The painter-poet’s eye, and ear: nine haiku by Buson
Yosa Buson (1716-83) is now acknowledged as one of Japan’s great haiku poets. Yet for a long time he was celebrated more as a painter, known particularly for the delightful illustrations he added to the text of Bashō’s travel sketch Oku no hosomichi.[1] Buson’s reputation as a painter has a great deal to do with how he and his poetry have been, and still are, perceived — Buson the exponent of shasei (‘sketching from life’), as the nineteenth-century poet and critic Masaoka Shiki would say, or Buson the ‘objective’ poet as opposed to the supposedly ‘subjective’ Bashō. It is true that many of Buson’s haiku are intensely visual, almost photographic in their precise detail. But I would like to caution that if we always focus on Buson’s visual qualities, we risk overlooking some of his other qualities — especially, as I hope to demonstrate, his sensitivity to sound.
The translations that follow are all my own. Where I think there is a meaningful comparison or contrast to be made, I refer to the translations by R.H. Blyth in A History of Haiku (Volume I) and Robert Hass in The Essential Haiku.[2] While most of my commentary is concise, in two places it is more discursive and explores links or parallels with works from earlier Japanese literature. My observation that one of Buson’s autumn haiku echoes Saigyō’s ‘rising snipe’ waka is uncontroversial, probably commonplace. I begin, however, with spring and a haiku of Buson’s that may (very speculative, this) benefit from being read alongside a seemingly unrelated passage of prose from Oku no hosomichi.
Spring
大門のおもき扉や春のくれ
ōmon no
omoki tobira ya
haru no kure
The great gate’s
heavy doors —
dusk in spring
A rare instance of a haiku that can be translated word for word, and even in the same order as the Japanese, its very spareness allows multiple interpretations. One is that the ‘great gate’ is the entrance to the Shimabara red-light district in Kyoto, which would explain the connection with spring (spring, haru, being a conventional euphemism for sex).[3] Another interpretation is that it is the gate to a temple. Blyth suggests the unseen presence of the gatekeeper who has just heaved the doors shut, and also a contrast between the loud groaning of the hinges as he did so and the silence that now prevails (History of Haiku p. 268). Gatekeeper or no, Blyth is surely right about the silence, and I wonder whether there might be a parallel here with Bashō’s description, in the ‘Ryūshakuji’ episode in Oku no hosomichi, of the mountain temple in Yamagata. After arranging lodgings for the night, and in the fading light, Bashō and Sora climb to the shrines near the summit:
岩に巌を重て山とし、松柏年旧、土石老て苔滑に、岩上の院々扉を閉て、物の音きこえず。

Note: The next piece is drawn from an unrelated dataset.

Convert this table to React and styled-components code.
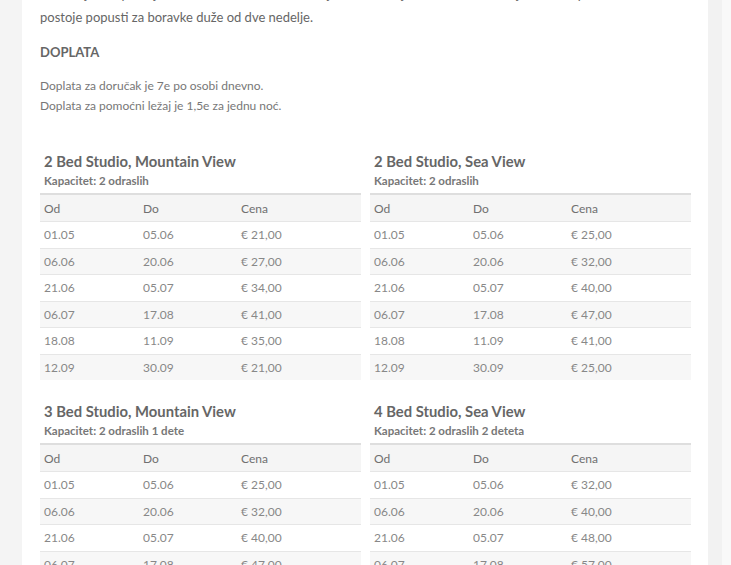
import styled, { createGlobalStyle } from 'styled-components'

const GlobalStyle = createGlobalStyle`
  html, body {
    margin: 0;
    padding: 0;
    background: #f9f9f9;
    overflow: hidden;
  }

  body {
    font-family: Lato, "Open Sans", sans-serif;
  }
`

const prices = [
  {
    title: '2 Bed Studio, Mountain View',
    capacity: 'Kapacitet: 2 odraslih',
    rows: [
      ['01.05', '05.06', '€ 21,00'],
      ['06.06', '20.06', '€ 27,00'],
      ['21.06', '05.07', '€ 34,00'],
      ['06.07', '17.08', '€ 41,00'],
      ['18.08', '11.09', '€ 35,00'],
      ['12.09', '30.09', '€ 21,00'],
    ],
  },
  {
    title: '2 Bed Studio, Sea View',
    capacity: 'Kapacitet: 2 odraslih',
    rows: [
      ['01.05', '05.06', '€ 25,00'],
      ['06.06', '20.06', '€ 32,00'],
      ['21.06', '05.07', '€ 40,00'],
      ['06.07', '17.08', '€ 47,00'],
      ['18.08', '11.09', '€ 41,00'],
      ['12.09', '30.09', '€ 25,00'],
    ],
  },
  {
    title: '3 Bed Studio, Mountain View',
    capacity: 'Kapacitet: 2 odraslih 1 dete',
    rows: [
      ['01.05', '05.06', '€ 25,00'],
      ['06.06', '20.06', '€ 32,00'],
      ['21.06', '05.07', '€ 40,00'],
      ['06.07', '17.08', '€ 47,00'],
      ['18.08', '11.09', '€ 41,00'],
      ['12.09', '30.09', '€ 25,00'],
    ],
  },
  {
    title: '4 Bed Studio, Sea View',
    capacity: 'Kapacitet: 2 odraslih 2 deteta',
    rows: [
      ['01.05', '05.06', '€ 32,00'],
      ['06.06', '20.06', '€ 40,00'],
      ['21.06', '05.07', '€ 48,00'],
      ['06.07', '17.08', '€ 57,00'],
      ['18.08', '11.09', '€ 48,00'],
      ['12.09', '30.09', '€ 32,00'],
    ],
  },
]

const PriceTable = ({ title, capacity, rows }) => {
  return (
    <Section>
      <Title>{title}</Title>
      <Capacity>{capacity}</Capacity>
      <Table>
        <colgroup>
          <col style={{ width: '99px' }} />
          <col style={{ width: '98px' }} />
          <col />
        </colgroup>
        <thead>
          <tr>
            <Th>Od</Th>
            <Th>Do</Th>
            <Th>Cena</Th>
          </tr>
        </thead>
        <tbody>
          {rows.map((row) => (
            <Row key={row[0]}>
              {row.map((cell, i) => (
                <Td key={i}>{cell}</Td>
              ))}
            </Row>
          ))}
        </tbody>
      </Table>
    </Section>
  )
}

const App = () => {
  return (
    <Page>
      <GlobalStyle />
      <LeftGutter />
      <Card>
        <Intro>
          u budžaju. Ne postoje smene - datum dolaska i broj noći određujete sami. Putem mejla možete proveriti da li
          postoje popusti za boravke duže od dve nedelje.
        </Intro>
        <Heading>DOPLATA</Heading>
        <Notes>
          <Note>Doplata za doručak je 7e po osobi dnevno.</Note>
          <Note>Doplata za pomoćni ležaj je 1,5e za jednu noć.</Note>
        </Notes>
        <Grid>
          {prices.map((item) => (
            <PriceTable key={item.title} {...item} />
          ))}
        </Grid>
      </Card>
      <RightGutter />
    </Page>
  )
}

const Page = styled.div`
  display: flex;
  min-height: 565px;
  background: #f9f9f9;
`

const LeftGutter = styled.div`
  width: 22px;
  flex-shrink: 0;
  background: #f4f4f4;
`

const RightGutter = styled.div`
  width: 14px;
  flex-shrink: 0;
  background: #f2f2f2;
`

const Card = styled.div`
  width: 686px;
  flex-shrink: 0;
  background: #fff;
  padding: 0 17px 0 18px;
  box-sizing: border-box;
`

const Intro = styled.p`
  margin: -17px 0 0;
  font-size: 13px;
  line-height: 23px;
  color: #666;
`

const Heading = styled.h4`
  margin: 13px 0 0;
  font-size: 13px;
  line-height: 20px;
  font-weight: 700;
  color: #666;
`

const Notes = styled.div`
  margin-top: 14px;
`

const Note = styled.p`
  margin: 0;
  font-size: 12px;
  line-height: 20px;
  color: #777;
`

const Grid = styled.div`
  display: grid;
  grid-template-columns: 321px 321px;
  column-gap: 9px;
  row-gap: 21px;
  margin-top: 35px;
`

const Section = styled.div`
  display: flex;
  flex-direction: column;
`

const Title = styled.h3`
  margin: 0;
  padding: 0 4px;
  font-size: 14.8px;
  line-height: 20px;
  font-weight: 700;
  color: #666;
`

const Capacity = styled.div`
  padding: 0 4px;
  margin-top: 2px;
  font-size: 11.5px;
  line-height: 16px;
  font-weight: 700;
  color: #777;
`

const Table = styled.table`
  width: 100%;
  margin-top: 4px;
  border-collapse: collapse;
  table-layout: fixed;
  border-top: 2px solid #dedede;
`

const Th = styled.th`
  height: 26px;
  padding: 0 4px;
  text-align: left;
  font-size: 12px;
  font-weight: 400;
  color: #707070;
  background: #f5f5f5;
`

const Row = styled.tr`
  &:nth-child(even) {
    background: #f7f7f7;
  }
`

const Td = styled.td`
  height: 25.5px;
  padding: 0 4px;
  border-top: 1px solid #e6e6e6;
  font-size: 12px;
  color: #888;
`

export default App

iwa ni iwao wo kasanete yama to shi, shōhaku toshifuri, doseki oite koke nameraka ni, ganshō no in’in tobira wo tojite, mono no oto kikoezu.
The mountain is made of massive rocks piled one on top of another, covered with ancient pines and oaks. Earth and stone are time-worn and smooth with moss. The shrines perched on the rocks all have their doors shut. Not a sound.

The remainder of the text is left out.